Aujourd’hui la France m’inquiète car je constate amèrement que chez de nombreux français, le doute remplace à mesure la confiance et se change progressivement en rejet pour ne pas dire en haine de l’autre. L’annonce de la déchéance de nationalité pour les binationaux m’a affecté profondément. Dans cette période de troubles que nous traversons, on ne pouvait mieux choisir pour stigmatiser et humilier les milliers de binationaux comme moi que compte la France.
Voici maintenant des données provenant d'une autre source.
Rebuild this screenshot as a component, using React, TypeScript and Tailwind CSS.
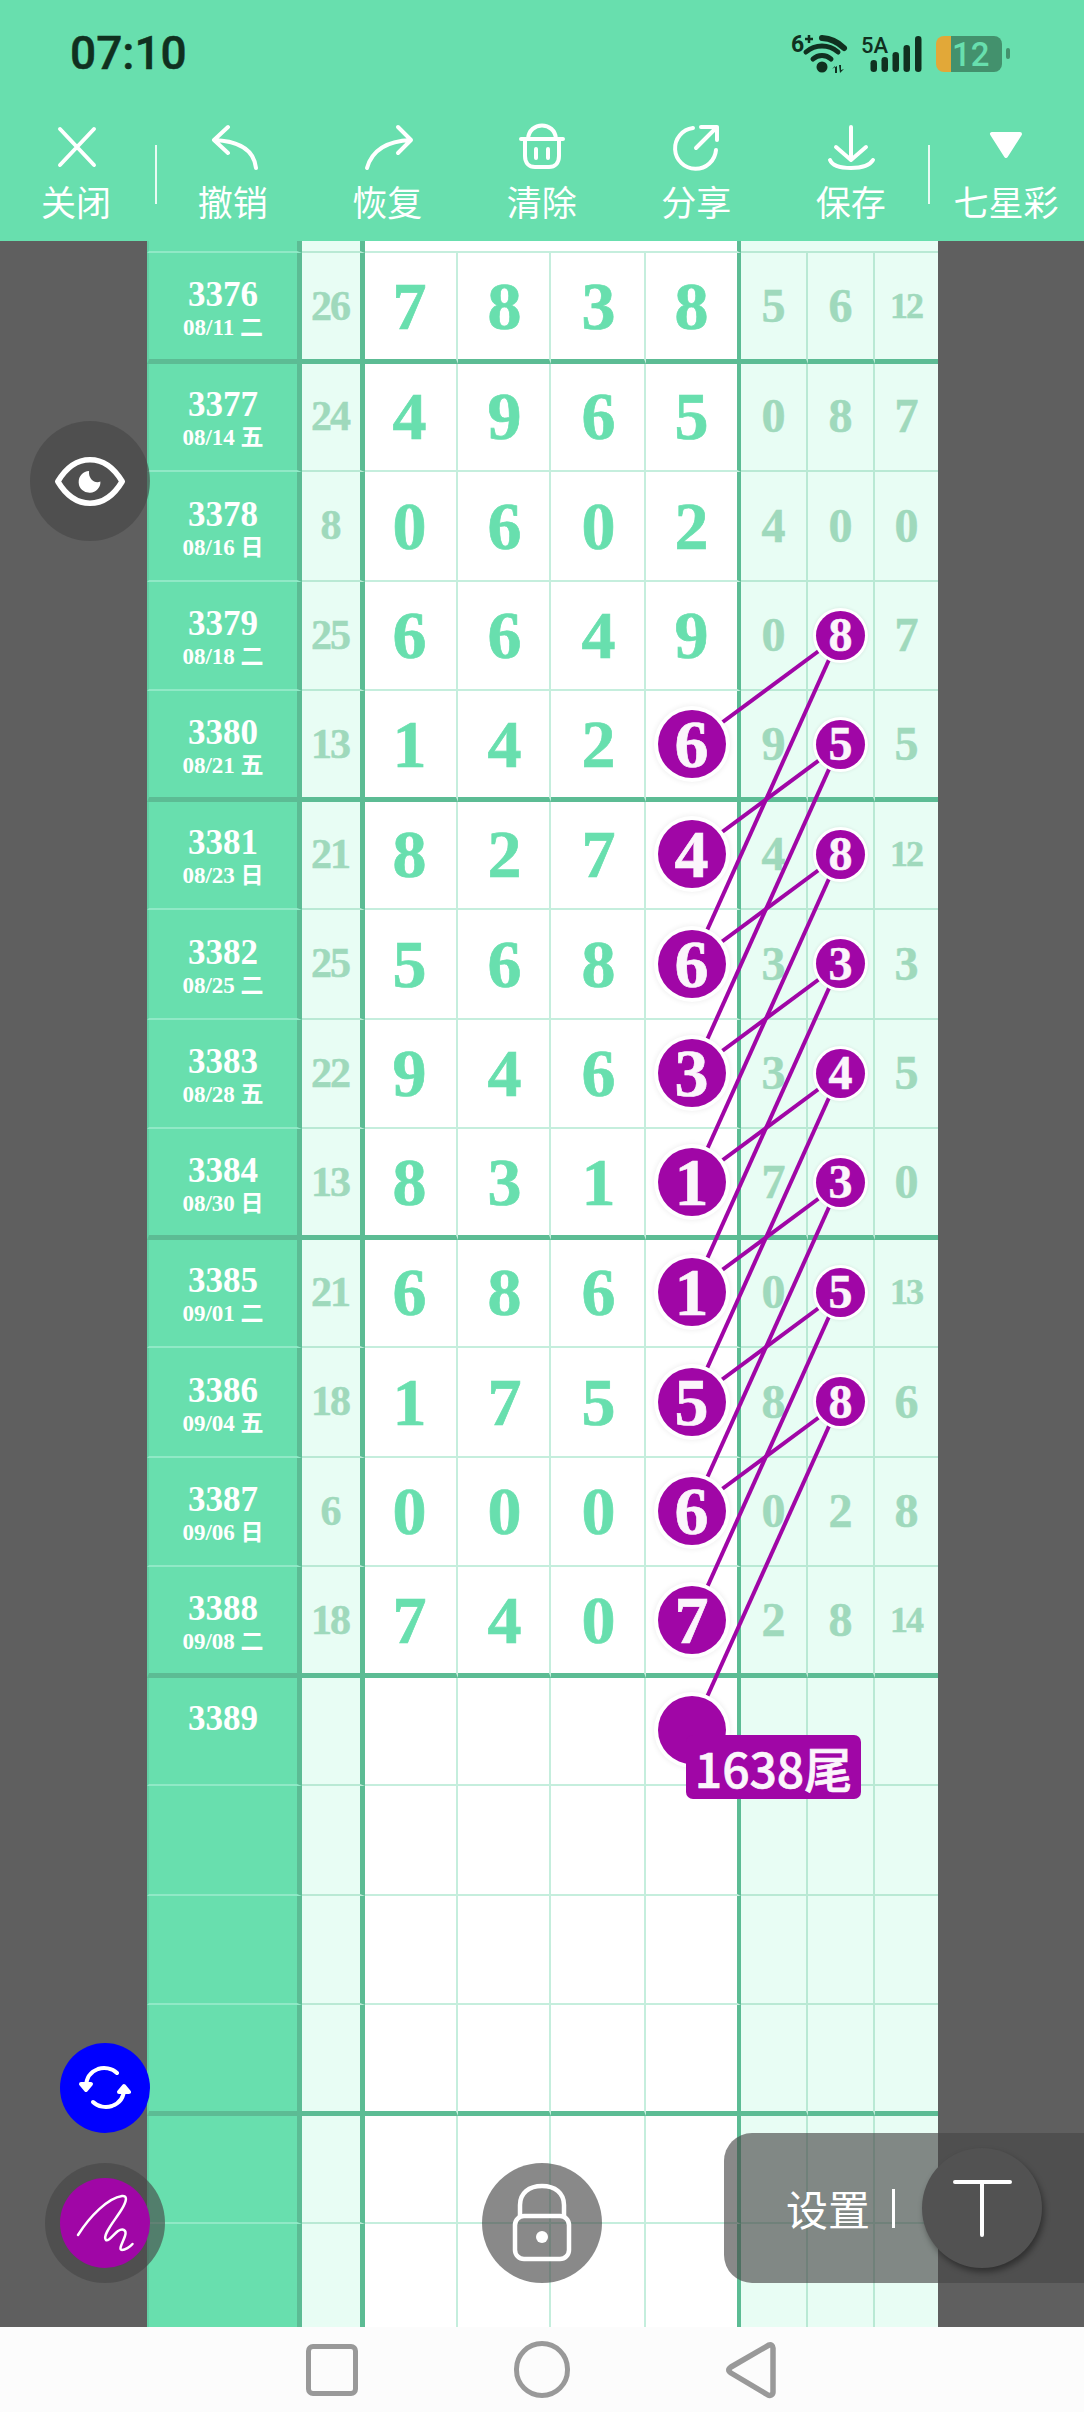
import React from "react";

const serif = "[font-family:'Liberation_Serif','Noto_Sans_CJK_SC',serif]";
const cjk = "[font-family:'Noto_Sans_CJK_SC',sans-serif]";

type Row = { n: string; d: string; s: string; m: string[]; r: string[]; big?: boolean; small?: boolean };
const data: Row[] = [
  { n: "3376", d: "08/11 二", s: "26", m: ["7", "8", "3", "8"], r: ["5", "6", "12"] },
  { n: "3377", d: "08/14 五", s: "24", m: ["4", "9", "6", "5"], r: ["0", "8", "7"] },
  { n: "3378", d: "08/16 日", s: "8", m: ["0", "6", "0", "2"], r: ["4", "0", "0"] },
  { n: "3379", d: "08/18 二", s: "25", m: ["6", "6", "4", "9"], r: ["0", "8", "7"], small: true },
  { n: "3380", d: "08/21 五", s: "13", m: ["1", "4", "2", "6"], r: ["9", "5", "5"], big: true, small: true },
  { n: "3381", d: "08/23 日", s: "21", m: ["8", "2", "7", "4"], r: ["4", "8", "12"], big: true, small: true },
  { n: "3382", d: "08/25 二", s: "25", m: ["5", "6", "8", "6"], r: ["3", "3", "3"], big: true, small: true },
  { n: "3383", d: "08/28 五", s: "22", m: ["9", "4", "6", "3"], r: ["3", "4", "5"], big: true, small: true },
  { n: "3384", d: "08/30 日", s: "13", m: ["8", "3", "1", "1"], r: ["7", "3", "0"], big: true, small: true },
  { n: "3385", d: "09/01 二", s: "21", m: ["6", "8", "6", "1"], r: ["0", "5", "13"], big: true, small: true },
  { n: "3386", d: "09/04 五", s: "18", m: ["1", "7", "5", "5"], r: ["8", "8", "6"], big: true, small: true },
  { n: "3387", d: "09/06 日", s: "6", m: ["0", "0", "0", "6"], r: ["0", "2", "8"], big: true },
  { n: "3388", d: "09/08 二", s: "18", m: ["7", "4", "0", "7"], r: ["2", "8", "14"], big: true },
  { n: "3389", d: "\u00a0", s: "", m: ["", "", "", ""], r: ["", "", ""], big: true },
  ...Array.from({ length: 5 }, () => ({ n: "", d: "", s: "", m: ["", "", "", ""], r: ["", "", ""] })),
];

const rowY = (i: number) => 306.75 + 109.5 * i;
const lines: [number, number][] = [];
for (let i = 3; i <= 10; i++) {
  lines.push([i, i + 1], [i, i + 3]);
}

function heightClass(i: number) {
  const thick = i % 4 === 0;
  const prevThick = i % 4 === 1;
  if (thick) return "h-[111px]";
  if (prevThick) return "h-[108px]";
  return "h-[109.5px]";
}

function Tool({ label, x, children, w }: { label: string; x: number; children: React.ReactNode; w: string }) {
  return (
    <div className={`flex flex-col items-center ${w}`}>
      <svg width="60" height="52" viewBox={`${x - 30} 120 60 52`} fill="none" stroke="#fff" strokeWidth="4" strokeLinecap="round" strokeLinejoin="round">
        {children}
      </svg>
      <div className={`mt-[8px] text-[35px] leading-[42px] text-white whitespace-nowrap ${cjk}`}>{label}</div>
    </div>
  );
}

function StatusIcons() {
  return (
    <svg width="280" height="70" viewBox="0 0 280 70" className="shrink-0">
      <text x="31" y="32" fontSize="23" fontWeight="700" fill="#10301f" fontFamily="Roboto">6</text>
      <path d="M45 19h8M49 15v8" stroke="#10301f" strokeWidth="2.500" />
      <circle cx="62" cy="47" r="5.500" fill="#10301f" />
      <g fill="none" stroke="#10301f" strokeLinecap="round">
        <path d="M53 39a13 13 0 0 1 18 0" strokeWidth="5" />
        <path d="M46 32a24 24 0 0 1 32 0" strokeWidth="5" />
        <path d="M62 18a34 34 0 0 1 22 10" strokeWidth="6" />
      </g>
      <path d="M72 49l3-3v7h2v-7zM79 45h2v5l3-1-4 4z" fill="#10301f" />
      <text x="101" y="33" fontSize="22" fontWeight="500" fill="#10301f" fontFamily="Roboto">5A</text>
      <g fill="#10301f">
        <rect x="110.500" y="40" width="6.500" height="12" rx="3.200" />
        <rect x="121.500" y="37" width="6.500" height="15" rx="3.200" />
        <rect x="132.500" y="32" width="6.500" height="20" rx="3.200" />
        <rect x="143.500" y="25" width="6.500" height="27" rx="3.200" />
        <rect x="155" y="16" width="6.500" height="36" rx="3.200" />
      </g>
      <path d="M191 16h-7a8 8 0 0 0-8 8v20a8 8 0 0 0 8 8h7z" fill="#e2a838" />
      <path d="M191 16h43a8 8 0 0 1 8 8v20a8 8 0 0 1-8 8h-43z" fill="#43916d" />
      <rect x="246" y="28" width="4" height="11" rx="2" fill="#43916d" />
      <text x="192" y="46" fontSize="33" fontWeight="500" fill="#68dfae" fontFamily="Roboto">12</text>
    </svg>
  );
}

export default function App() {
  return (
    <div className="relative flex h-[2412px] w-[1084px] flex-col overflow-hidden bg-[#5f5f5f]">
      {/* header */}
      <div className="h-[241px] shrink-0 bg-[#68dfae]">
        <div className="flex h-[120px] items-start justify-between">
          <div className="ml-[70px] mt-[26px] text-[46px] font-medium leading-[54px] text-[#10301f] [font-family:Roboto,sans-serif] [-webkit-text-stroke:0.5px_#10301f]">07:10</div>
          <div className="mr-[44px] mt-[20px]">
            <StatusIcons />
          </div>
        </div>
        <div className="flex h-[121px] items-start">
          <Tool label="关闭" x={76} w="w-[152px] shrink-0">
            <path d="M60 129L94 165M94 129L60 165" />
          </Tool>
          <div className="-mr-[1.5px] ml-[3px] mt-[25px] h-[59px] w-[2px] bg-[#e8fbf3]" />
          <Tool label="撤销" x={232} w="w-[154.5px] shrink-0">
            <path d="M227 127L213 140L227 153M213 140C238 141 253 150 255 168" />
          </Tool>
          <Tool label="恢复" x={387} w="w-[154.5px] shrink-0">
            <path d="M398 127L411 140L398 153M411 140C386 141 372 150 367 168" />
          </Tool>
          <Tool label="清除" x={542} w="w-[154.5px] shrink-0">
            <path d="M521 139H563M528 139C529 121 555 121 556 139M525 139V156C525 163 529 167 535 167H549C555 167 559 163 559 156V139M536 149V158M548 149V158" />
          </Tool>
          <Tool label="分享" x={696} w="w-[154.5px] shrink-0">
            <path d="M693 128A20.500 20.500 0 1 0 716 150M696 148L717 127M701 127H717V140" />
          </Tool>
          <Tool label="保存" x={850} w="w-[154.5px] shrink-0">
            <path d="M850 127V159M835 147L850 160L865 147M829 160C831 165 838 168 850 168C862 168 869 165 872 160" />
          </Tool>
          <div className="mt-[25px] h-[59px] w-[2px] bg-[#e8fbf3]" />
          <Tool label="七星彩" x={1007} w="w-[152px] shrink-0">
            <path d="M993 134H1021L1007 156Z" fill="#fff" />
          </Tool>
        </div>
      </div>

      {/* table */}
      <div className="relative flex-1 overflow-hidden pl-[147px]">
        <div className="flex h-[12px] w-[791px]">
          <div className="h-full w-[155px] border-b-2 border-l-2 border-r-[5px] border-b-[#90e9c6] border-l-[#62d0a4] border-r-[#5cbc94] bg-[#68dfae]" />
          <div className="h-full w-[63px] border-b-2 border-r-[5px] border-b-[#b9e9d4] border-r-[#5cbc94] bg-[#e8fdf4]" />
          <div className="h-full w-[376px] border-b-2 border-r-[4px] border-b-[#c5eedd] border-r-[#5cbc94] bg-white" />
          <div className="h-full w-[197px] border-b-2 border-b-[#b9e9d4] bg-[#e8fdf4]" />
        </div>
        {data.map((row, i) => {
          const thick = i % 4 === 0;
          const nudge = i % 4 === 1 ? "pb-[2px]" : "";
          const b = thick ? "border-b-[5px] border-b-[#5cbc94]" : "border-b-2";
          const mb = thick ? b : `${b} border-b-[#c5eedd]`;
          const rb = thick ? b : `${b} border-b-[#b9e9d4]`;
          const lb = thick ? b : `${b} border-b-[#90e9c6]`;
          return (
            <div key={i} className={`flex w-[791px] ${heightClass(i)}`}>
              <div className={`h-full w-[155px] border-l-2 border-r-[5px] border-l-[#62d0a4] border-r-[#5cbc94] bg-[#68dfae] text-white ${nudge} ${lb} ${serif}`}>
                <div className="flex h-full flex-col items-center justify-center pt-[8px]">
                  {row.n && <div className="text-[35px] font-bold leading-[36px]">{row.n}</div>}
                  {row.n && <div className="text-[23px] font-bold leading-[30px] whitespace-pre">{row.d}</div>}
                </div>
              </div>
              <div className={`flex h-full w-[63px] items-center justify-center border-r-[5px] border-r-[#5cbc94] bg-[#e8fdf4] pr-[2px] text-[42px] font-bold tracking-[-2px] text-[#9fd9bc] [-webkit-text-stroke:0.5px_#9fd9bc] ${nudge} ${rb} ${serif}`}>
                {row.s}
              </div>
              {row.m.map((v, j) => {
                const ball = j === 3 && row.big;
                const widths = [
                  "w-[93px] border-r-2 border-r-[#c5eedd] pr-[2px]",
                  "w-[93px] border-r-2 border-r-[#c5eedd] pl-[2px]",
                  "w-[95px] border-r-2 border-r-[#c5eedd] pl-[2px]",
                  "w-[95px] border-r-[4px] border-r-[#5cbc94]",
                ];
                return (
                  <div key={j} className={`flex h-full items-center justify-center bg-white text-[68px] font-bold text-[#68dfae] [-webkit-text-stroke:0.7px_currentColor] ${widths[j]} ${nudge} ${mb} ${serif}`}>
                    {ball ? (
                      <div className="relative z-20 flex h-[68px] w-[68px] items-center justify-center rounded-full bg-[#a006a6] text-[#fbf5fb] shadow-[0_0_0_4px_#ffffff,0_0_5px_5px_rgba(0,0,0,0.06)]">{v}</div>
                    ) : (
                      v
                    )}
                  </div>
                );
              })}
              {row.r.map((v, j) => {
                const ball = j === 1 && row.small;
                const widths = ["w-[67px] border-r-2 border-r-[#b9e9d4]", "w-[67px] border-r-2 border-r-[#b9e9d4]", "w-[63px]"];
                return (
                  <div key={j} className={`flex h-full items-center justify-center bg-[#e8fdf4] font-bold text-[#9fd9bc] [-webkit-text-stroke:0.5px_currentColor] ${v.length > 1 ? "pr-[1px] text-[36px] tracking-[-2px]" : "text-[48px]"} ${widths[j]} ${nudge} ${rb} ${serif}`}>
                    {ball ? (
                      <div className="relative z-20 flex h-[49px] w-[49px] items-center justify-center rounded-full bg-[#a006a6] text-[48px] text-[#fbf5fb] shadow-[0_0_0_3px_#ffffff,0_0_3px_4px_rgba(0,0,0,0.05)]">{v}</div>
                    ) : (
                      v
                    )}
                  </div>
                );
              })}
            </div>
          );
        })}
      </div>

      {/* nav */}
      <div className="flex h-[85px] shrink-0 items-center bg-[#fcfcfc] pl-[306px]">
        <div className="h-[52px] w-[52px] rounded-[7px] border-[5px] border-[#999999]" />
        <div className="ml-[156px] h-[57px] w-[56px] rounded-full border-[5px] border-[#999999]" />
        <svg className="ml-[156px]" width="50" height="60" viewBox="0 0 50 60" fill="none" stroke="#999" strokeWidth="5.500" strokeLinejoin="round">
          <path d="M43 5C45 4 47 6 47 8V52C47 55 44 56 42 55L5 33C2 31 2 29 5 27Z" />
        </svg>
      </div>

      {/* connecting lines */}
      <svg className="pointer-events-none absolute left-0 top-0 z-10" width="1084" height="2412" viewBox="0 0 1084 2412">
        {lines.map(([a, b], k) => (
          <line key={k} x1={840} y1={rowY(a)} x2={692} y2={rowY(b)} stroke="#a006a6" strokeWidth="4" />
        ))}
      </svg>

      {/* 1638 tag */}
      <div className={`absolute left-[686px] top-[1735px] z-30 flex h-[64px] w-[175px] items-center justify-center rounded-[7px] bg-[#a006a6] text-[48px] font-medium text-[#fbf5fb] [-webkit-text-stroke:0.7px_#fbf5fb] ${cjk}`}>1638尾</div>

      {/* floating buttons */}
      <div className="absolute left-[30px] top-[421px] z-30 flex h-[120px] w-[120px] items-center justify-center rounded-full bg-[rgba(71,71,71,0.64)]">
        <svg width="76" height="53" viewBox="0 0 80 56" fill="none">
          <path d="M6 28C15 13 27 5 40 5C53 5 65 13 74 28C65 43 53 51 40 51C27 51 15 43 6 28Z" stroke="#fff" strokeWidth="6" strokeLinejoin="round" />
          <path d="M39 17A11.500 11.500 0 1 0 51 28C46 31 38 26 39 17Z" fill="#fff" />
        </svg>
      </div>

      <div className="absolute left-[60px] top-[2043px] z-30 flex h-[90px] w-[90px] items-center justify-center rounded-full bg-[#0000ff]">
        <svg width="52" height="44" viewBox="0 0 52 44" fill="none" stroke="#fff" strokeWidth="4" strokeLinecap="round" strokeLinejoin="round">
          <path d="M38 7C33 2 25 1 19 3C11 6 7 12 7 21" />
          <path d="M14 36C19 41 27 42 33 40C41 37 45 31 45 23" />
          <path d="M2 18L7 24L12 18Z" fill="#fff" />
          <path d="M40 26L45 20L50 26Z" fill="#fff" />
        </svg>
      </div>

      <div className="absolute left-[45px] top-[2163px] z-30 flex h-[120px] w-[120px] items-center justify-center rounded-full bg-[rgba(71,71,71,0.64)]">
        <div className="h-[90px] w-[90px] rounded-full bg-[#a006a6]">
          <svg width="90" height="90" viewBox="0 0 90 90" fill="none" stroke="#fff" strokeWidth="2.500" strokeLinecap="round" strokeLinejoin="round">
            <path d="M18 57C30 38 48 20 62 18C70 17 64 28 60 34C52 46 42 58 46 62C48 64 54 56 58 53C63 50 67 52 65 58C63 64 58 72 62 72C65 72 70 69 72.500 66" />
          </svg>
        </div>
      </div>

      <div className="absolute left-[482px] top-[2163px] z-30 flex h-[120px] w-[120px] items-center justify-center rounded-full bg-[rgba(71,71,71,0.64)]">
        <svg width="60" height="80" viewBox="0 0 60 80" fill="none" stroke="#fff" strokeWidth="4.500">
          <path d="M8 34V22C8 10 17 3 30 3C43 3 52 10 52 22V34" />
          <rect x="3" y="33" width="54" height="43" rx="9" />
          <circle cx="30" cy="54" r="6" fill="#fff" stroke="none" />
        </svg>
      </div>

      {/* settings */}
      <div className="absolute left-[724px] top-[2133px] z-30 flex h-[150px] w-[360px] items-center rounded-l-[28px] bg-[rgba(71,71,71,0.64)] pl-[62px]">
        <span className={`text-[42px] leading-none text-white ${cjk}`}>设置</span>
        <div className="ml-[22px] h-[39px] w-[3px] bg-white" />
        <div className="ml-[27px] flex h-[120px] w-[120px] items-center justify-center rounded-full bg-[#525252] shadow-[2px_4px_6px_rgba(0,0,0,0.4)]">
          <svg width="60" height="60" viewBox="0 0 60 60" fill="none" stroke="#fff" strokeWidth="4" strokeLinecap="round">
            <path d="M3 4H58M30 4V57" />
          </svg>
        </div>
      </div>
    </div>
  );
}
 Le doute s’est installé en moi. Il ne me lâche plus et à chaque fois que j’essaye de comprendre le sens de cette démarche, la confusion et la colère ne me laissent aucun répit. Je suis désormais hanté par l’image d’une France à deux étages qui se dessine à l’horizon : La France des français sans conditions et celle des français avec des  conditions, sous réserve ou sous contrôle. C’est vraiment du gâchis.

Je me suis installé en France avec l’incertitude du lendemain. Vingt après, j’ai pu donner un sens à ma vis mais ce sont hélas mes enfants qui vont devoir vivre dans cette incertitude pesante.

Cette fois ci, je ne peux vraiment pas t’aider, lui rétorquai-je, je ressens exactement la même chose que toi.